Which loan features are available?

You can get almost all of the normal home loan features with your low doc loan:

  • Interest only.
  • Extra repayments.
  • 100% offset.
  • Line of credit.
  • Fixed interest rates.
  • Split loans (multiple loan accounts).

The following are generally not available with a low doc mortgage:

  • Third party guarantees (e.g. parents guaranteeing your loan)
  • Introductory interest rates
  • Repayment breaks
  • In some instances, security substitution

In most cases, you would need to lodge a new application so that the lender’s credit department could review your situation at the time that a repayment break or new security property was required.

Benefit’s of a low doc loan?

Low doc home loans are designed to assist those who have a deposit saved or who have existing equity in a property but are self employed and have difficultly showing proof of their income.

In particular, business owners like sole traders, people in partnerships, or company owners who cannot provide full financials due to complications in their business structure.

Similarly, businesses that have grown significantly in the most recent financial year compared to the previous financial year, hence, their current income evidence does not reflect their actual earnings.

They can also be of use to professional investors, people with fluctuating incomes or people who have had a low income in the last financial year.

A low doc loan may be the best fit for the self employed as minimal documentation is required to qualify for this type of loan.
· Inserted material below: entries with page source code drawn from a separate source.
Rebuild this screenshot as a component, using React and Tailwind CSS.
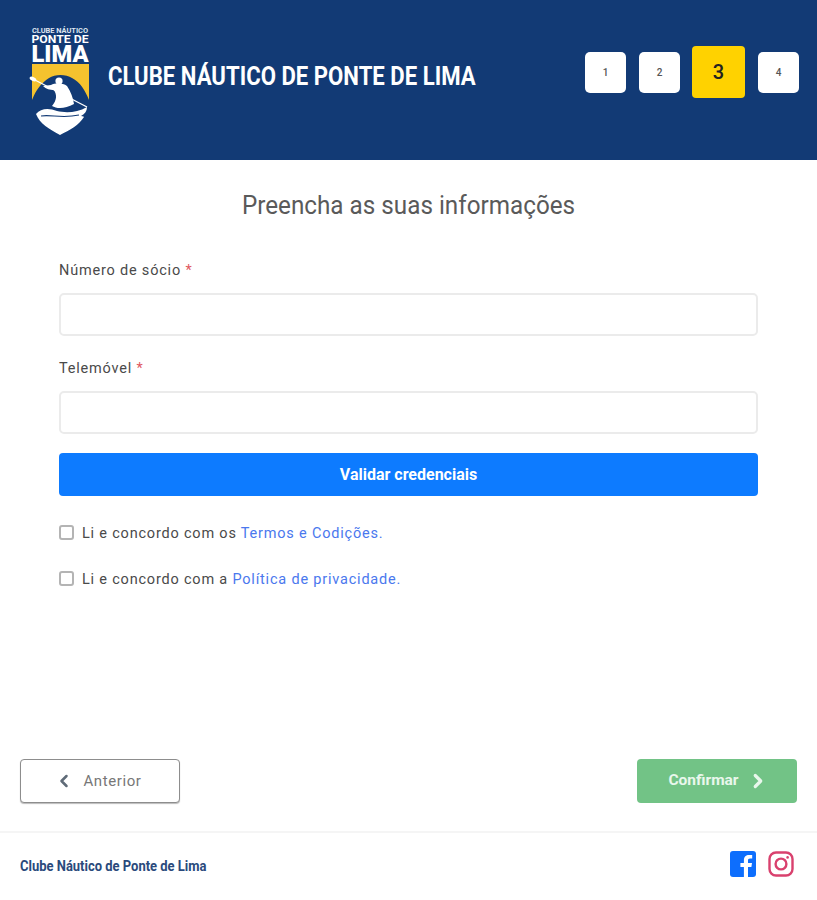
import { ChevronLeft, ChevronRight } from "lucide-react";

//club crest, drawn by hand
function Logo() {
  return (
    <svg width="62" height="112" viewBox="0 0 62 112" className="shrink-0">
      <text x="31" y="9" textAnchor="middle" fill="#dfe6f0" fontSize="6.5" fontWeight="700" fontFamily="Roboto, sans-serif" textLength="56" lengthAdjust="spacingAndGlyphs">CLUBE NÁUTICO</text>
      <text x="31" y="19" textAnchor="middle" fill="#ffffff" fontSize="11" fontWeight="700" fontFamily="Roboto, sans-serif" textLength="57" lengthAdjust="spacingAndGlyphs">PONTE DE</text>
      <text x="31" y="38" textAnchor="middle" fill="#ffffff" fontSize="24" fontWeight="900" fontFamily="Roboto, sans-serif" textLength="57" lengthAdjust="spacingAndGlyphs">LIMA</text>
      <path d="M3 40H60V76C56 66 51 58 43 54C37 50 26 50 20 54C12 59 7 66 3 76Z" fill="#f5c22e" />
      <path d="M4 55L58 83" stroke="#ffffff" strokeWidth="1.4" />
      <ellipse cx="4" cy="55" rx="3.6" ry="2" fill="#ffffff" transform="rotate(25 4 55)" />
      <circle cx="30" cy="57" r="3.6" fill="#ffffff" />
      <path d="M14 62L22 61C26 59 34 59 38 62C42 68 44 74 45 80C36 85 28 85 23 82C28 76 28 71 25 66C21 66 17 65 14 62Z" fill="#ffffff" />
      <path d="M7 90C12 84 20 84 28 87C36 89 48 89 58 83C58 87 56 90 52 92C54 92 55 93 55 93C50 101 41 106 31 111C20 105 11 100 7 90Z" fill="#ffffff" />
      <path d="M12 92C22 90 32 95 50 91" stroke="#123a75" strokeWidth="1.2" fill="none" />
    </svg>
  );
}

function StepBox({ n, active }) {
  if (active) {
    return (
      <div className="-ml-px w-[53px] h-[52px] rounded-[4px] bg-[#ffd200] flex items-center justify-center text-[20px] text-[#222] font-medium">
        {n}
      </div>
    );
  }
  return (
    <div className="w-[41px] h-[41px] rounded-[5px] bg-white flex items-center justify-center text-[10px] font-medium text-[#555]">
      {n}
    </div>
  );
}

function Field({ label }) {
  return (
    <div>
      <label className="block text-[14.5px] leading-[20px] tracking-[0.8px] text-[#4a4a4a] mb-[12px]">
        {label} <span className="text-[#e0575f]">*</span>
      </label>
      <input
        type="text"
        className="block w-full h-[43px] bg-white border-2 border-[#ebebeb] rounded-[5px]"
      />
    </div>
  );
}

function CheckRow({ text, link }) {
  return (
    <div className="flex items-center h-[20px] text-[14.5px] tracking-[0.8px] text-[#4a4a4a]">
      <span className="w-[15px] h-[15px] rounded-[3px] border-2 border-[#b4b4b4] bg-white mr-[8px] shrink-0" />
      <span className="pt-[3px]">
        {text} <span className="text-[#4a78ee]">{link}</span>
        <span className="text-[#4a78ee]">.</span>
      </span>
    </div>
  );
}

export default function App() {
  return (
    <div className="h-[900px] flex flex-col bg-white overflow-hidden font-['Roboto',sans-serif]">
      <header className="h-[160px] shrink-0 bg-[#123a75] flex items-center pl-[29px] pr-[18px]">
        <Logo />
        <h1 className="ml-[17px] mb-[6px] w-[367px] text-[25px] font-bold text-white whitespace-nowrap origin-left scale-x-[0.886]">
          CLUBE NÁUTICO DE PONTE DE LIMA
        </h1>
        <div className="ml-auto mb-[16px] flex items-center gap-[13px]">
          <StepBox n="1" />
          <StepBox n="2" />
          <StepBox n="3" active />
          <StepBox n="4" />
        </div>
      </header>

      <main className="flex-1 px-[59px] pt-[28px]">
        <h2 className="text-center text-[26px] leading-[34px] text-[#5a5a5a] mb-[39px] scale-x-[0.933]">
          Preencha as suas informações
        </h2>
        <div className="flex flex-col gap-[23px]">
          <Field label="Número de sócio" />
          <Field label="Telemóvel" />
        </div>
        <button className="mt-[19px] w-full h-[43px] rounded-[4px] bg-[#0d7bff] text-white text-[16px] font-bold">
          Validar credenciais
        </button>
        <div className="mt-[26px] flex flex-col gap-[26px]">
          <CheckRow text="Li e concordo com os" link="Termos e Codições" />
          <CheckRow text="Li e concordo com a" link="Política de privacidade" />
        </div>
      </main>

      <nav className="flex justify-between px-[20px] pb-[28px]">
        <button className="w-[160px] h-[44px] pr-[4px] rounded-[4px] border border-[#8d8d8d] shadow-[0_1px_1px_#bbbbbb] bg-white flex items-center justify-center gap-[9px] text-[15px] tracking-[0.6px] text-[#777]">
          <ChevronLeft size={20} strokeWidth={3} className="text-[#5f6b78]" />
          Anterior
        </button>
        <button className="w-[160px] h-[44px] pl-[3px] rounded-[4px] bg-[#72c386] flex items-center justify-center gap-[8px] text-[15.5px] font-bold text-[#e9f7ec]">
          Confirmar
          <ChevronRight size={22} strokeWidth={3.5} />
        </button>
      </nav>

      <footer className="h-[69px] shrink-0 border-t-2 border-[#f5f5f5] flex items-center justify-between pl-[20px] pr-[23px]">
        <span className="w-[187px] text-[14px] font-bold text-[#2a4a7c] whitespace-nowrap origin-left scale-x-[0.927]">
          Clube Náutico de Ponte de Lima
        </span>
        <div className="flex items-center gap-[12px] mb-[6px]">
          <svg width="26" height="26" viewBox="0 0 26 26">
            <rect width="26" height="26" rx="3" fill="#0d6efd" />
            <path d="M18 26V16H21.4L22 12H18V9.6C18 8.4 18.5 7.6 20.1 7.6H22.2V4.1C21.6 4 20.4 3.9 19.1 3.9C16 3.9 13.9 5.8 13.9 9.1V12H10.4V16H13.9V26Z" fill="#ffffff" />
          </svg>
          <svg width="26" height="26" viewBox="0 0 26 26" fill="none" stroke="#d9416e" strokeWidth="2.4">
            <rect x="1.5" y="1.5" width="23" height="23" rx="6.5" />
            <circle cx="13" cy="13" r="5.4" />
            <circle cx="19.6" cy="6.4" r="1.3" fill="#d9416e" stroke="none" />
          </svg>
        </div>
      </footer>
    </div>
  );
}
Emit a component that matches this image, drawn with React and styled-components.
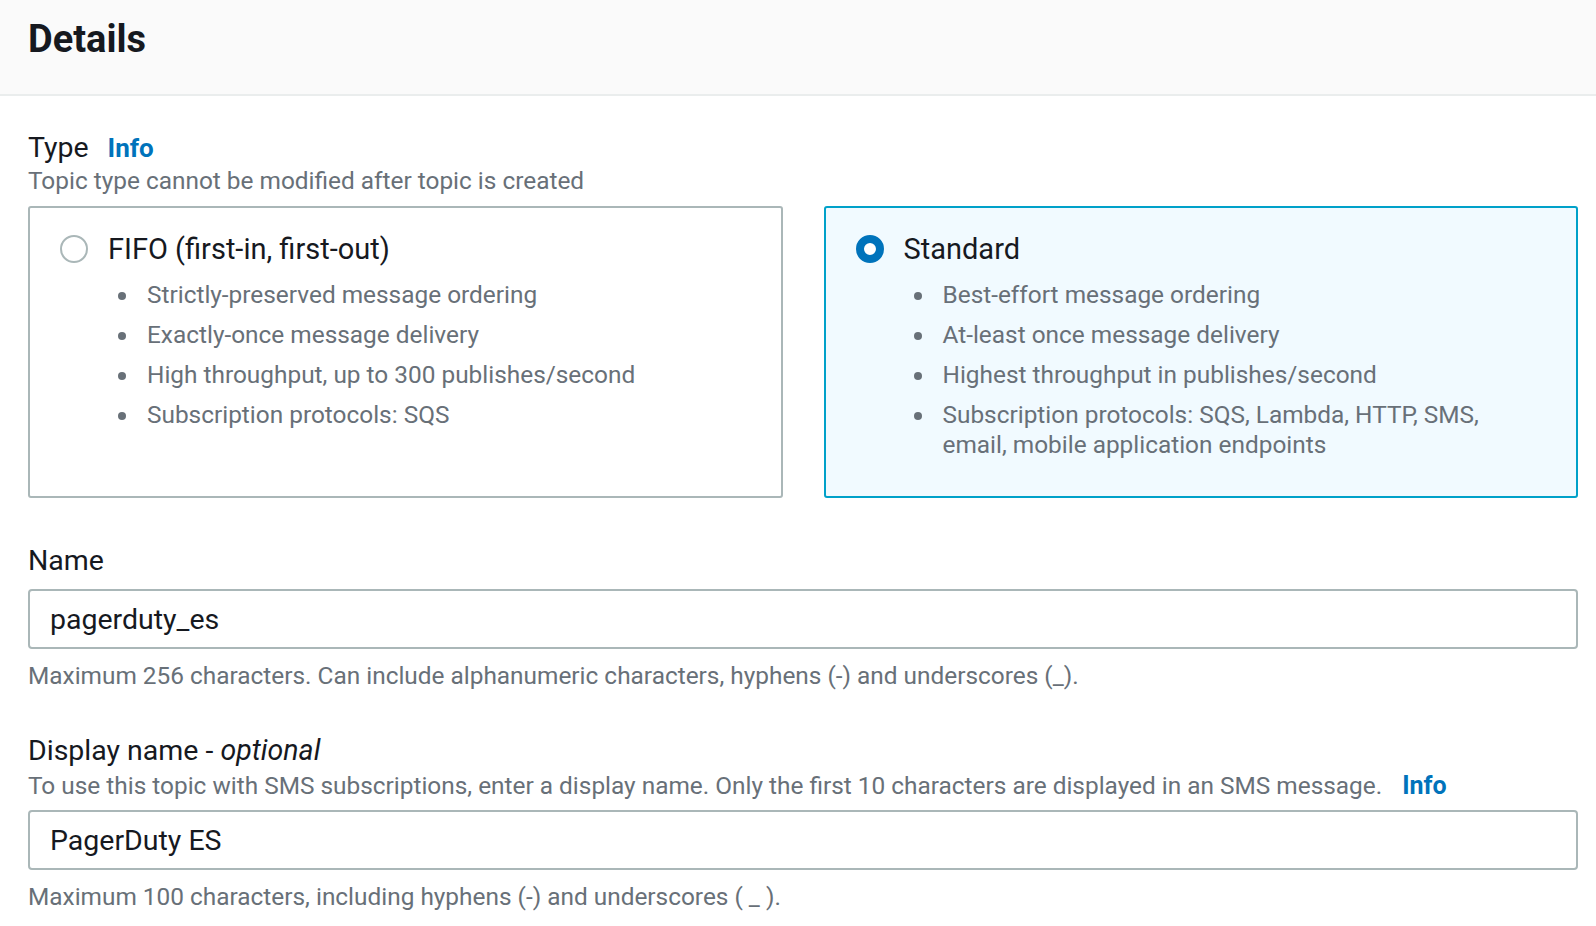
import React, { useState } from 'react';
import styled, { createGlobalStyle } from 'styled-components';

const GlobalStyle = createGlobalStyle`
  * { box-sizing: border-box; }
  body {
    margin: 0;
    background: #fff;
    font-family: Roboto, "Noto Sans", Arial, sans-serif;
    color: #16191f;
  }
`;

const Page = styled.div`
  width: 1596px;
`;

const Header = styled.div`
  height: 96px;
  padding: 0 18px 0 28px;
  display: flex;
  align-items: center;
  background: #fafafa;
  border-bottom: 2px solid #eaeded;
`;

const Title = styled.h2`
  margin: 0 0 16px;
  font-size: 38px;
  font-weight: 700;
  line-height: 42px;
`;

const Body = styled.div`
  padding: 34px 18px 0 28px;
  display: flex;
  flex-direction: column;
`;

const Field = styled.div`
  display: flex;
  flex-direction: column;
  margin-bottom: ${props => props.gap || 0}px;
`;

const Label = styled.div`
  font-size: 28.5px;
  line-height: 36px;
`;

const Optional = styled.i`
  font-style: italic;
`;

const InfoLink = styled.a`
  color: #0073bb;
  font-weight: 700;
  font-size: ${props => props.small ? 25 : 26}px;
  text-decoration: none;
  cursor: pointer;
  margin-left: ${props => props.offset || 19}px;
`;

const Description = styled.div`
  margin-top: ${props => props.top || 0}px;
  margin-bottom: ${props => props.bottom || 10}px;
  font-size: 24.4px;
  line-height: 30px;
  color: #687078;
`;

const Tiles = styled.div`
  display: grid;
  grid-template-columns: 1fr 1fr;
  gap: 41px;
  margin-bottom: 45px;
`;

const Tile = styled.label`
  height: 292px;
  padding: 23px 40px 0 30px;
  border: 2px solid ${props => props.selected ? '#00a1c9' : '#aab7b8'};
  background: ${props => props.selected ? '#f1faff' : '#fff'};
  border-radius: 3px;
  cursor: pointer;
`;

const TileHead = styled.div`
  display: flex;
  align-items: center;
  gap: 20px;
  font-size: 29px;
  line-height: 36px;
`;

const Radio = styled.span`
  flex: none;
  width: 28px;
  height: 28px;
  border-radius: 50%;
  border: ${props => props.checked ? '8px solid #0073bb' : '2px solid #aab7b8'};
  background: #fff;
`;

const Bullets = styled.ul`
  margin: 13px 0 0;
  padding: 0 0 0 80px;
  font-size: 24.4px;
  line-height: 30px;
  color: #687078;

  li {
    margin-bottom: 10px;
    padding-left: 7px;
  }
`;

const Input = styled.input`
  width: 100%;
  height: 60px;
  margin-top: ${props => props.top || 0}px;
  padding: 0 20px;
  border: 2px solid #aab7b8;
  border-radius: 4px;
  font-family: inherit;
  font-size: 28.5px;
  color: #16191f;
  outline: none;
`;

const Hint = styled.div`
  margin-top: 12px;
  font-size: 24.4px;
  line-height: 30px;
  color: #687078;
`;

const types = [
  {
    id: 'fifo',
    title: 'FIFO (first-in, first-out)',
    points: [
      'Strictly-preserved message ordering',
      'Exactly-once message delivery',
      'High throughput, up to 300 publishes/second',
      'Subscription protocols: SQS',
    ],
  },
  {
    id: 'standard',
    title: 'Standard',
    points: [
      'Best-effort message ordering',
      'At-least once message delivery',
      'Highest throughput in publishes/second',
      'Subscription protocols: SQS, Lambda, HTTP, SMS, email, mobile application endpoints',
    ],
  },
];

export default function App() {
  const [type, setType] = useState('standard');
  const [name, setName] = useState('pagerduty_es');
  const [displayName, setDisplayName] = useState('PagerDuty ES');

  return (
    <Page>
      <GlobalStyle />
      <Header>
        <Title>Details</Title>
      </Header>
      <Body>
        <Field>
          <Label>Type<InfoLink>Info</InfoLink></Label>
          <Description>Topic type cannot be modified after topic is created</Description>
        </Field>
        <Tiles>
          {types.map(t => (
            <Tile key={t.id} selected={type === t.id} onClick={() => setType(t.id)}>
              <TileHead>
                <Radio checked={type === t.id} />
                {t.title}
              </TileHead>
              <Bullets>
                {t.points.map(p => <li key={p}>{p}</li>)}
              </Bullets>
            </Tile>
          ))}
        </Tiles>
        <Field gap={42}>
          <Label>Name</Label>
          <Input top={10} value={name} onChange={e => setName(e.target.value)} />
          <Hint>Maximum 256 characters. Can include alphanumeric characters, hyphens (-) and underscores (_).</Hint>
        </Field>
        <Field>
          <Label>Display name - <Optional>optional</Optional></Label>
          <Description top={2} bottom={9}>
            To use this topic with SMS subscriptions, enter a display name. Only the first 10 characters are displayed in an SMS message.
            <InfoLink small offset={20}>Info</InfoLink>
          </Description>
          <Input value={displayName} onChange={e => setDisplayName(e.target.value)} />
          <Hint>Maximum 100 characters, including hyphens (-) and underscores ( _ ).</Hint>
        </Field>
      </Body>
    </Page>
  );
}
You may be able to borrow up to 80% LVR (80% of the property value) by providing alternative income verification documents such as financial statements, business bank statements, BAS statements or an accountant’s letter.

 

 

Refinance from low doc to full doc?

You can refinance out of your current low doc loan when you owe less than 80% of the property value on your mortgage, you are outside of a fixed term and you can provide the following business financials:

  • Two years personal tax returns.
  • Two years personal tax assessment notices.
  • Two years company/partnership/trust tax returns.
  • Two years financial statements (if available).